Whatever it is, decide where the audience will go.
If you are not sure, you can find out pretty quickly by asking yourself this question: Why am I doing this presentation?
If your answer is: Because I was asked to do it, then the question becomes: What is the goal of the person who asked you to deliver this presentation?
From this point forward you’ll use the destination as a guide for all the other planning you do.
Break your presentation into parts
Based on your knowledge of the topic it’s time to break it down.
Break it down into easy to remember chunks.
At this point you are not writing out your content, just thinking about the main talking points which will be in your presentation.
If your presentation is about improving department efficiency, like Herman’s, we might break the talking points down like this:
- The costly process we’re currently following
- How to improve and reduce the current processes
- Projected time and cost savings
Practice, practice, practice
Practice your presentation delivery.
Yes, that’s right!…
Even though you haven’t written out a script, it’s time to practice!
Practice delivering each of the talking points you listed out in the previous step.
When you are practicing, keep these points in mind:
- When you need time to think, pause and stay silent
- When you find yourself about to make a filler sound or say a filler word, pause and stay silent
- Keep your destination in mind and the words should flow in a succinct manner
- Practice until you are comfortable with the entire speech
2. Have your audience do the work for you
This is killer!
And this is how you can begin to relax more about the presentations you deliver.
Next time you have to deliver a presentation, think of it more like a discussion.
Of course, you are the main speaker and you need to deliver the goods…

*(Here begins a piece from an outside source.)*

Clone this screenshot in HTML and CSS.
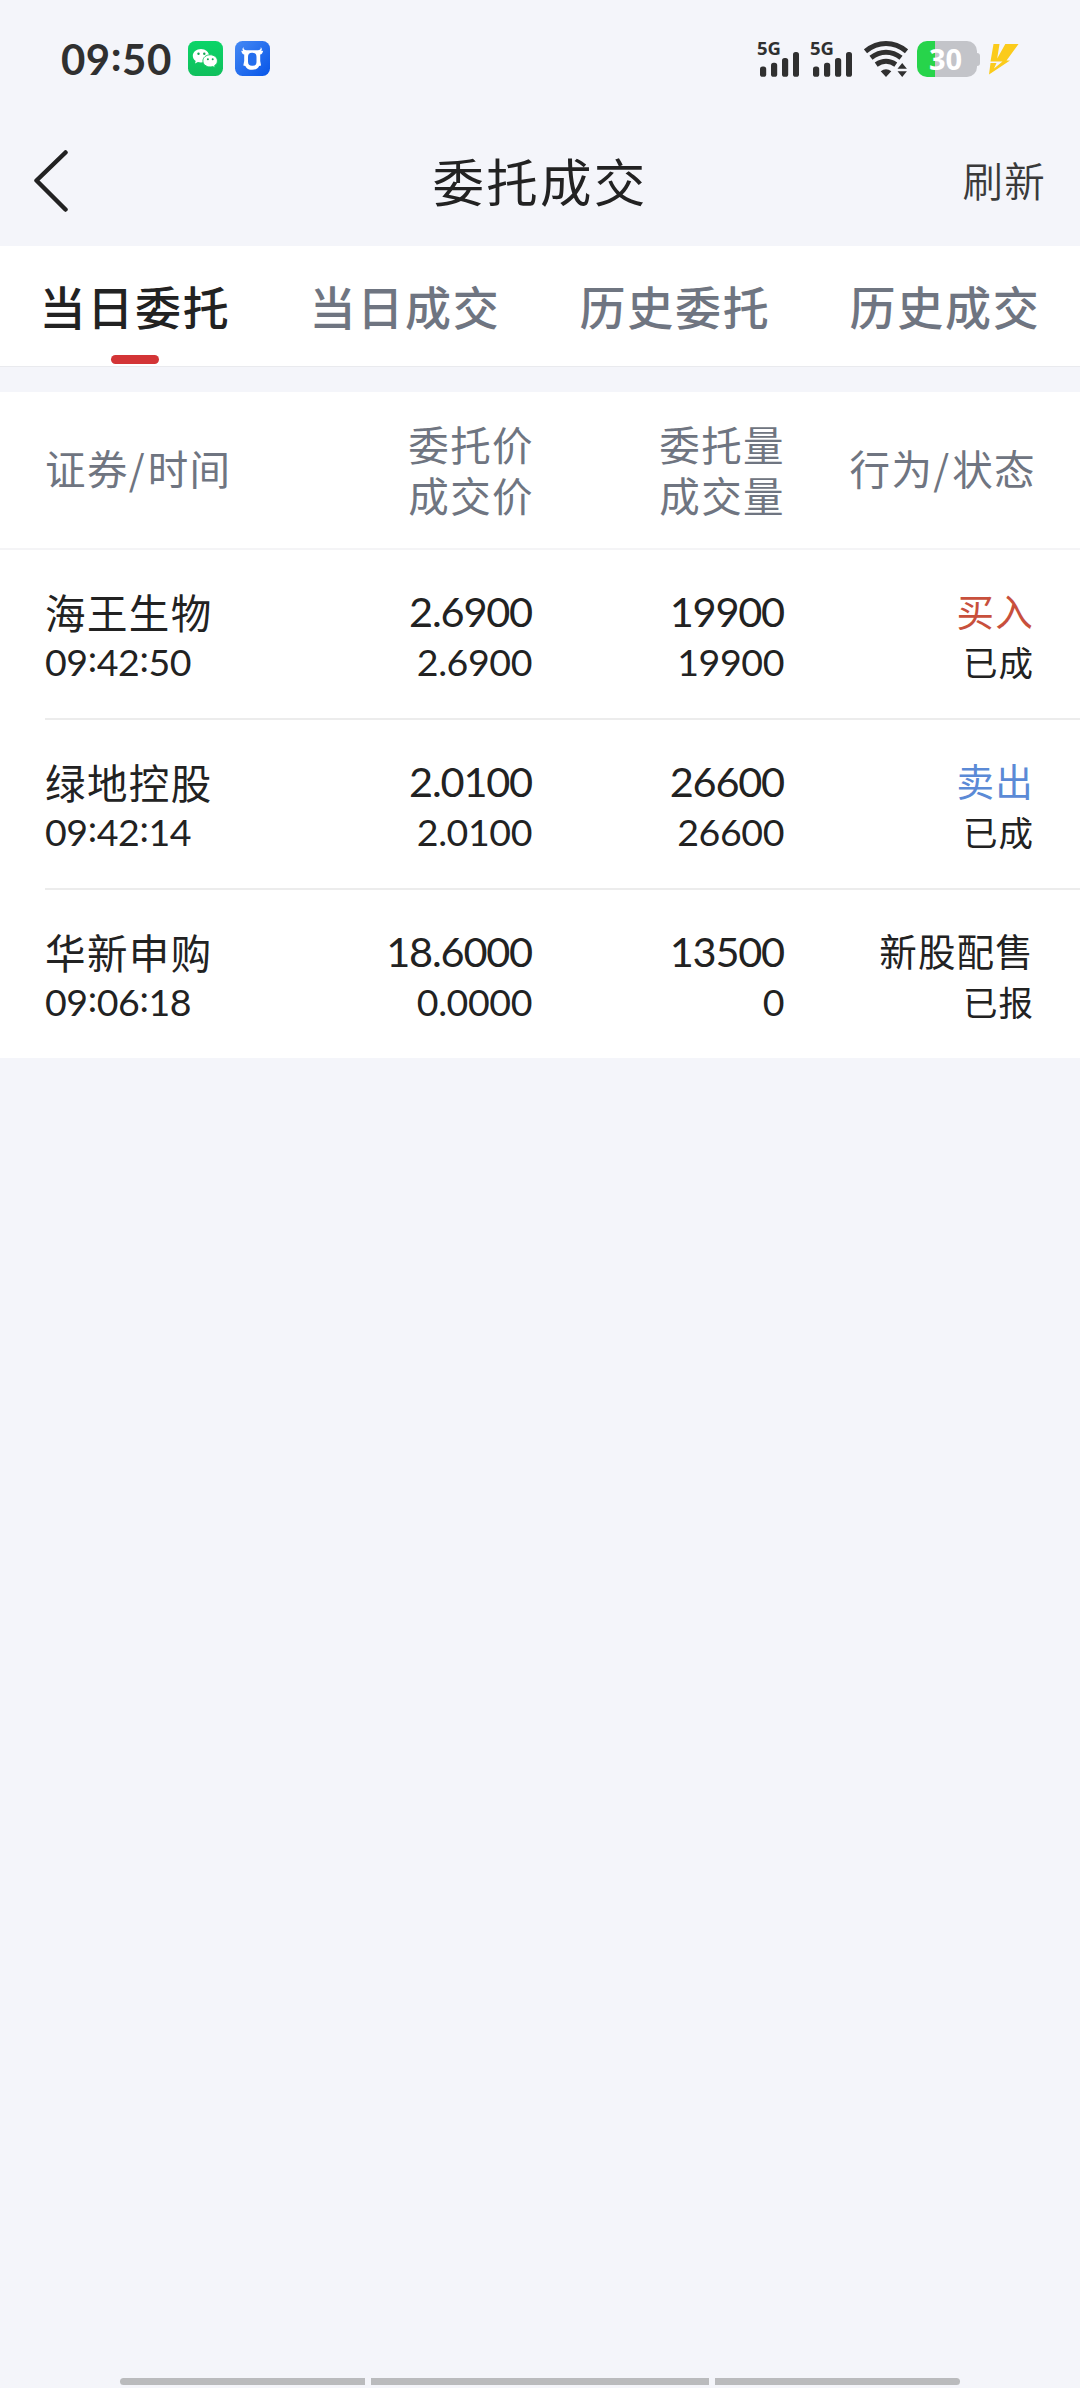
FILE: index.html
```html
<!DOCTYPE html>
<html lang="zh-CN">
<head>
<meta charset="utf-8">
<title>委托成交</title>
<link rel="stylesheet" href="styles.css">
</head>
<body>
<div class="screen">
  <div class="status">
    <div class="status-left">
      <span class="clock">09<span class="clock-colon">:</span>50</span>
      <svg class="app" viewBox="0 0 35 35">
        <defs><linearGradient id="g" x1="0" y1="0" x2="0" y2="1"><stop offset="0" stop-color="#0bd568"/><stop offset="1" stop-color="#10bf5c"/></linearGradient></defs>
        <rect width="35" height="35" rx="7.5" fill="url(#g)"/>
        <path d="M13 8c-4.600 0-8.200 3-8.200 6.800 0 2.100 1.100 3.900 2.900 5.200l-.7 2.400 2.900-1.400c1 .3 2 .5 3.100.5 4.500 0 8.100-3 8.100-6.700S17.500 8 13 8z" fill="#fff"/>
        <path d="M22.200 13.800c-4.100 0-7.300 2.700-7.300 6.100s3.200 6 7.300 6c.8 0 1.700-.1 2.500-.4l2.500 1.300-.6-2.200c1.700-1.100 2.800-2.800 2.800-4.700 0-3.400-3.200-6.100-7.200-6.100z" fill="#fff" stroke="#0ec860" stroke-width=".9"/>
        <g fill="#11a653"><circle cx="10.500" cy="12.700" r="1.200"/><circle cx="16.300" cy="12.700" r="1.200"/><circle cx="19.900" cy="18.200" r="1"/><circle cx="24.700" cy="18.200" r="1"/></g>
      </svg>
      <svg class="app" viewBox="0 0 35 35">
        <defs><linearGradient id="b" x1="0" y1="0" x2="1" y2="1"><stop offset="0" stop-color="#4589f4"/><stop offset="1" stop-color="#0755e8"/></linearGradient></defs>
        <rect width="35" height="35" rx="7.500" fill="url(#b)"/>
        <path d="M8.500 6c-.2 2.400.8 3.300 3 3.300h11.300c2.200 0 3.200-.9 3-3.300 1.300 1.400 1.300 2.800.5 4l1.900-.3c-.6 2.400-1.500 3.600-3 3.900V20l.9 4.500-2 .4c-1.200 2.600-3.500 3.900-6.900 3.900s-5.700-1.300-6.900-3.900l-2-.4.900-4.500v-6.400c-1.500-.3-2.400-1.500-3-3.900L8 10c-.8-1.200-.8-2.600.5-4z" fill="#fff"/>
        <rect x="13" y="11.800" width="8.500" height="13" rx="4" fill="#246eed"/>
      </svg>
    </div>
    <div class="status-right">
      <div class="signal">
        <span class="net">5G</span>
        <svg width="41" height="26" viewBox="0 0 41 26" fill="#303030"><rect x="2" y="15.500" width="6.200" height="10.300" rx="2.600"/><rect x="13" y="11.800" width="6.200" height="14" rx="2.600"/><rect x="24" y="7" width="6.200" height="18.800" rx="2.600"/><rect x="35" y="1" width="6" height="24.800" rx="2.600"/></svg>
      </div>
      <div class="signal">
        <span class="net">5G</span>
        <svg width="41" height="26" viewBox="0 0 41 26" fill="#303030"><rect x="2" y="15.500" width="6.200" height="10.300" rx="2.600"/><rect x="13" y="11.800" width="6.200" height="14" rx="2.600"/><rect x="24" y="7" width="6.200" height="18.800" rx="2.600"/><rect x="35" y="1" width="6" height="24.800" rx="2.600"/></svg>
      </div>
      <svg class="wifi" width="44" height="36" viewBox="0 0 44 36">
        <g fill="none" stroke="#303030" stroke-width="5"><path d="M1.500 10.300Q11 2.600 22 2.600T42.500 10.300"/><path d="M7 16.800Q14 11.300 22 11.300T37 16.800"/><path d="M12.200 23.600Q17 20.300 22 20.300T31.800 23.600"/></g>
        <path d="M22 36l-5.300-5.700Q22 26.300 27.300 30.300zM38.200 22l4.700 5.700h-9.400zM38.200 36l-4.700-5.800h9.400z" fill="#303030"/>
      </svg>
      <div class="battery"><div class="battery-body">30</div><div class="battery-tip"></div></div>
      <svg width="30" height="31" viewBox="0 0 30 31"><path d="M4.500 0H10.500L8.200 14.500 16.300 0H29.500L17.500 16.500H21L0 30.500 1.500 19H7.500L5 24.500 13.500 17.500H1.500z" fill="#fbcb1b"/></svg>
    </div>
  </div>

  <header class="nav">
    <svg class="back" width="34" height="62" viewBox="0 0 34 62"><path d="M31.500 2.500L2.500 30.500L31.500 59.500" fill="none" stroke="#222" stroke-width="4.500" stroke-linecap="round" stroke-linejoin="round"/></svg>
    <h1 class="title">委托成交</h1>
    <span class="refresh">刷新</span>
  </header>

  <nav class="tabs">
    <div class="tab active">当日委托</div>
    <div class="tab">当日成交</div>
    <div class="tab">历史委托</div>
    <div class="tab">历史成交</div>
  </nav>

  <section class="table">
    <div class="grid head">
      <div class="single">证券<span class="slash">/</span>时间</div>
      <div>委托价<br>成交价</div>
      <div>委托量<br>成交量</div>
      <div class="single">行为<span class="slash">/</span>状态</div>
    </div>
    <div class="grid row">
      <div><p class="name">海王生物</p><p class="num small">09<i>:</i>42<i>:</i>50</p></div>
      <div><p class="num">2.6900</p><p class="num small">2.6900</p></div>
      <div><p class="num">19900</p><p class="num small">19900</p></div>
      <div><p class="action buy">买入</p><p class="state">已成</p></div>
    </div>
    <div class="grid row">
      <div><p class="name">绿地控股</p><p class="num small">09<i>:</i>42<i>:</i>14</p></div>
      <div><p class="num">2.0100</p><p class="num small">2.0100</p></div>
      <div><p class="num">26600</p><p class="num small">26600</p></div>
      <div><p class="action sell">卖出</p><p class="state">已成</p></div>
    </div>
    <div class="grid row last">
      <div><p class="name">华新申购</p><p class="num small">09<i>:</i>06<i>:</i>18</p></div>
      <div><p class="num">18.6000</p><p class="num small">0.0000</p></div>
      <div><p class="num">13500</p><p class="num small">0</p></div>
      <div><p class="action">新股配售</p><p class="state">已报</p></div>
    </div>
  </section>

  <footer class="gesture"><span class="side left"></span><span class="mid"></span><span class="side right"></span></footer>
</div>
</body>
</html>
```
FILE: styles.css
```css
* { box-sizing: border-box; margin: 0; padding: 0; }
body { background: #f4f5fa; font-family: "Noto Sans CJK SC", sans-serif; color: #222; }
.screen { width: 1080px; height: 2388px; display: flex; flex-direction: column; overflow: hidden; }
svg { display: block; flex: none; }

.status { height: 120px; padding: 41px 61px 43px 61px; display: flex; justify-content: space-between; align-items: flex-start; }
.status-left { display: flex; gap: 12px; height: 36px; }
.clock { width: 115px; font: 700 42px/36px Lato, sans-serif; letter-spacing: .5px; color: #303030; white-space: nowrap; }
.clock-colon { vertical-align: 4px; line-height: 0; }
.app { width: 35px; height: 35px; }
.status-right { display: flex; height: 36px; }
.signal { width: 53px; height: 36px; display: flex; flex-direction: column; justify-content: space-between; }
.net { font: 700 18.500px/13px "Noto Sans", sans-serif; margin-left: -1px; height: 10px; color: #303030; }
.wifi { margin-right: 9px; }
.battery { display: flex; align-items: center; height: 36px; margin-right: 9px; }
.battery-body { width: 60px; height: 36px; border-radius: 10px; background: linear-gradient(90deg, #27d44b 18px, #c3c4c9 18px); color: #fff; font: 700 29px/36px "Noto Sans", sans-serif; text-align: center; padding-right: 3px; }
.battery-tip { width: 3px; height: 13px; border-radius: 0 3px 3px 0; background: #c3c4c9; }
.status-right > svg:last-child { margin-top: 3px; }

.nav { height: 126px; padding: 0 34px 0 34px; display: grid; grid-template-columns: 200px 1fr 200px; align-items: center; padding-bottom: 6px; }
.back { margin-top: 1px; }
.title { font-size: 51.500px; font-weight: 400; letter-spacing: 2.200px; text-align: center; line-height: 76px; }
.refresh { font-size: 40.500px; font-weight: 350; letter-spacing: 1.3px; text-align: right; color: #3a3a3a; line-height: 60px; }

.tabs { height: 121px; background: #fff; display: grid; grid-template-columns: repeat(4, 1fr); border-bottom: 1px solid #e9eaee; }
.tab { display: flex; flex-direction: column; align-items: center; height: 120px; padding-top: 25px; font-size: 46px; font-weight: 500; letter-spacing: 1.8px; line-height: 68px; color: #6f7581; white-space: nowrap; }
.active { color: #222; }
.active::after { content: ""; width: 48px; height: 9px; margin-top: 16px; border-radius: 5px; background: #d33436; }

.table { margin-top: 25px; background: #fff; }
.grid { display: grid; grid-template-columns: 200px 288px 252px 249px; white-space: nowrap; text-align: right; }
.grid > div:first-child { text-align: left; }
.head { height: 158px; grid-template-columns: 200px 289px 251px 251px; padding: 0 0 2px 45px; align-content: center; align-items: center; border-bottom: 2px solid #f4f4f6; font-size: 40.500px; letter-spacing: 1.400px; line-height: 51px; color: #6f7581; }
.single { padding-bottom: 3px; }
.slash { letter-spacing: 3px; }
.row { height: 170px; margin-left: 45px; padding-top: 36px; border-bottom: 2px solid #ececec; }
.last { height: 168px; border-bottom: 0; }
.row p { height: 51px; line-height: 51px; }
.row .name { font-size: 40.500px; letter-spacing: 1.400px; }
.row .num { font-family: Lato, sans-serif; font-size: 41.500px; letter-spacing: -1.200px; padding-right: 1px; }
.row .small { font-size: 37.500px; letter-spacing: -.4px; line-height: 50px; }
.small i { font-style: normal; vertical-align: 4px; line-height: 0; }
.row .action { font-size: 37.500px; letter-spacing: 1.200px; line-height: 48px; }
.row .state { font-size: 34.500px; letter-spacing: 1px; line-height: 49px; }
.row .buy { color: #c8503c; }
.row .sell { color: #5b8ad6; }

.gesture { margin-top: auto; padding: 0 120px 3px; display: flex; gap: 6px; }
.gesture span { height: 7px; background: #babbbd; }
.mid { width: 338px; }
.side { flex: 1; }
.left { border-radius: 4px 0 0 4px; }
.right { border-radius: 0 4px 4px 0; }
```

You don’t have to be the only speaker.
As you move through your presentation content, start to turn it into a “discussion” by:
- Asking questions
- Eliciting audience experiences related to the topic
- Having the audience provide feedback on elements of your proposal
- Even facilitating small group discussions related to the topic
Organizing your delivery like this relieves a lot of the pressure that typically surrounds business presentations.
3. Begin with a lazy story
You’ve probably heard that you can engage and win over your audience if you tell them stories.

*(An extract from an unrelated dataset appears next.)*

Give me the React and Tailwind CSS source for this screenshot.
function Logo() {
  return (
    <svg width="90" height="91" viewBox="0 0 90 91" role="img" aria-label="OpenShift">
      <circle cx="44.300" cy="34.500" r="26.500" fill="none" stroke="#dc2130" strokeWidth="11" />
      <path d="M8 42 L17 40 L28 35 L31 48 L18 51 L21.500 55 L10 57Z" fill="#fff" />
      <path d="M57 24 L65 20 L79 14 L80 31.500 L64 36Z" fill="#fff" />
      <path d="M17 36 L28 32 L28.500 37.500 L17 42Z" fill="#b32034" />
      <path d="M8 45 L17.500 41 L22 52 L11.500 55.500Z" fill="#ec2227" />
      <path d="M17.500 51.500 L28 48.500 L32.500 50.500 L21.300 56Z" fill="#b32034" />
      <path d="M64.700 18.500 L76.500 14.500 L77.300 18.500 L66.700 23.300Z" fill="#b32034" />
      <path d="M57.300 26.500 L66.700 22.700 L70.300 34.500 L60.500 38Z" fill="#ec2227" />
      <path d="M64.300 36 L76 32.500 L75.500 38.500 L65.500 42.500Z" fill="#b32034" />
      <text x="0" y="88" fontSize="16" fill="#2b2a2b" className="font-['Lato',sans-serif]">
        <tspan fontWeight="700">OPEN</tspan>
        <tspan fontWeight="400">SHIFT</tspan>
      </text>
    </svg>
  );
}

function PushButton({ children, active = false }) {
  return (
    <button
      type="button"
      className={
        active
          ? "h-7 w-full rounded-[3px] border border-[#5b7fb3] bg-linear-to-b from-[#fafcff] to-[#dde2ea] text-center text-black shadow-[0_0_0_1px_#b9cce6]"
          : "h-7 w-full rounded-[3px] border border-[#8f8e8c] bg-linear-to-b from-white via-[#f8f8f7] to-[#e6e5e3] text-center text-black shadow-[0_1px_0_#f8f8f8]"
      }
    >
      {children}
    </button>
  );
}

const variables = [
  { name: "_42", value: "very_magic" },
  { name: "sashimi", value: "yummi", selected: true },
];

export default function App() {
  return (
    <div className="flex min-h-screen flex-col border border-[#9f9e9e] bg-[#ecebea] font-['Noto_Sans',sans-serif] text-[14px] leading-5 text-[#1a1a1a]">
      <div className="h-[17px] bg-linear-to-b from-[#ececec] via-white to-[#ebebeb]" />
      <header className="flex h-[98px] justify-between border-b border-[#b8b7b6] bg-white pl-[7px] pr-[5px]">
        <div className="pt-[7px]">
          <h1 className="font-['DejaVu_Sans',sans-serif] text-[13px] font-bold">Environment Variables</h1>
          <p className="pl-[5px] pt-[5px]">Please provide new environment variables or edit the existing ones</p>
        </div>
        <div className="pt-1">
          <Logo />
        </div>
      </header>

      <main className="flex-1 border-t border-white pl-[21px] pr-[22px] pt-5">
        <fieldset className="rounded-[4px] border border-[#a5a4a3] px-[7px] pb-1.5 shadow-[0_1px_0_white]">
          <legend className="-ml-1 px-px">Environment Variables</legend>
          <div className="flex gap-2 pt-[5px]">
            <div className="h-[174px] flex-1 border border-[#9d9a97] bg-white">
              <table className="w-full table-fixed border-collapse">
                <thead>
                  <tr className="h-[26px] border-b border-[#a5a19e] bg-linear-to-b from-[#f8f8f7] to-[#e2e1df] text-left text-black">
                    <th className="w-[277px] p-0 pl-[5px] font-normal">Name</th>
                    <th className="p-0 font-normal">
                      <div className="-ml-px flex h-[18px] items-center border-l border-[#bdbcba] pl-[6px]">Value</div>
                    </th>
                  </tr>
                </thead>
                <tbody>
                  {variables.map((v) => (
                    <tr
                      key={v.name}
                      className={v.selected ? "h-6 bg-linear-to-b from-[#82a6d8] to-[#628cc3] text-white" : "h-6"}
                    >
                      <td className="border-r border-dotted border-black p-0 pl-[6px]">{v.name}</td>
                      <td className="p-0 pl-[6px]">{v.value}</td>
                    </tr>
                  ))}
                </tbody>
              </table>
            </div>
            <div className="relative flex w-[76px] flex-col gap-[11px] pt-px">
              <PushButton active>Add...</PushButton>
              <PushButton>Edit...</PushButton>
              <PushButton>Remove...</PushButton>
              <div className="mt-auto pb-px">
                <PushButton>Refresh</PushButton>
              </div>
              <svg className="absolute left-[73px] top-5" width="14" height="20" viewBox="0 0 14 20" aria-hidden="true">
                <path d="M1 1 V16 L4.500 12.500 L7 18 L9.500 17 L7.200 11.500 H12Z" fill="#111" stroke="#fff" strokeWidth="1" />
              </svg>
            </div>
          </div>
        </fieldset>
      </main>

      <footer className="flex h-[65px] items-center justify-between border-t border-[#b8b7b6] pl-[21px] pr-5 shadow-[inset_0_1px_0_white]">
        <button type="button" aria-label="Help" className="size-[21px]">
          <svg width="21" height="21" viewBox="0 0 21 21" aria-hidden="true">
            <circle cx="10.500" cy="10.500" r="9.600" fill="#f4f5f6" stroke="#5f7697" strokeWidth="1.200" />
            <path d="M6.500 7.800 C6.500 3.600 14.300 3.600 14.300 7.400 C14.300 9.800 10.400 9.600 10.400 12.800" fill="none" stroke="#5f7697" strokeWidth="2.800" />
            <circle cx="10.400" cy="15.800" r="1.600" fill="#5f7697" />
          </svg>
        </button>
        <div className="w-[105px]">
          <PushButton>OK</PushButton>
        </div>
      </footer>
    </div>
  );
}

Trouble is, it’s hard to come up with easy-to-tell stories and, in business, who has the time?
I have awesome news for you…
You can come up with a story to introduce your presentation lickety-split!
- Take the current situation related to your presentation topic
- Take your destination (already decided above)
- Tell your audience a real story that shows why we need to move from the current situation to the destination
Seems like a lot of work? Not really.
Stories are effective when the audience can relate easily. Most likely you are all from the same business, right? At least in the same field?
Tell the audience about a challenge you had which illustrates why we need to move from point 1 to point 2 (above).
Let’s use Herman as an example again. We will open Herman’s presentation with a story:
“Last week I got a call from accounts. Janice requested that I get in contact with our travelling salesrep, Jack Kennedy. She asked me to confirm the totals on his last three months’ sales reports. This is something I could do myself in a couple of minutes, but we have a ‘process.’ Following this process, I filled out a contact request form and interrupted Mary, who sits next to me. I ask her to process the request. Mary stops what she is doing, prioritizes the request and returns to her more urgent tasks. Over the next few days I fight with Janice from accounting about why I haven’t given her a response yet. Shortly thereafter Mary emails me Jack’s confirmed reports. I then call Janice back, apologize for my shortness with her earlier, and give her the figures. Three people’s time wasted over a period of days which could be solved if I was able to simply pick up the phone and call Jack. Today I’d like to go over my process improvements and how it will help us save time and money.”
The great things about this story?
It engages the audience, it’s make a promise which will likely keep them engaged throughout, and it build you up as a presenter… It humanizes you and establishes your credibility to talk about the subject matter as an expert.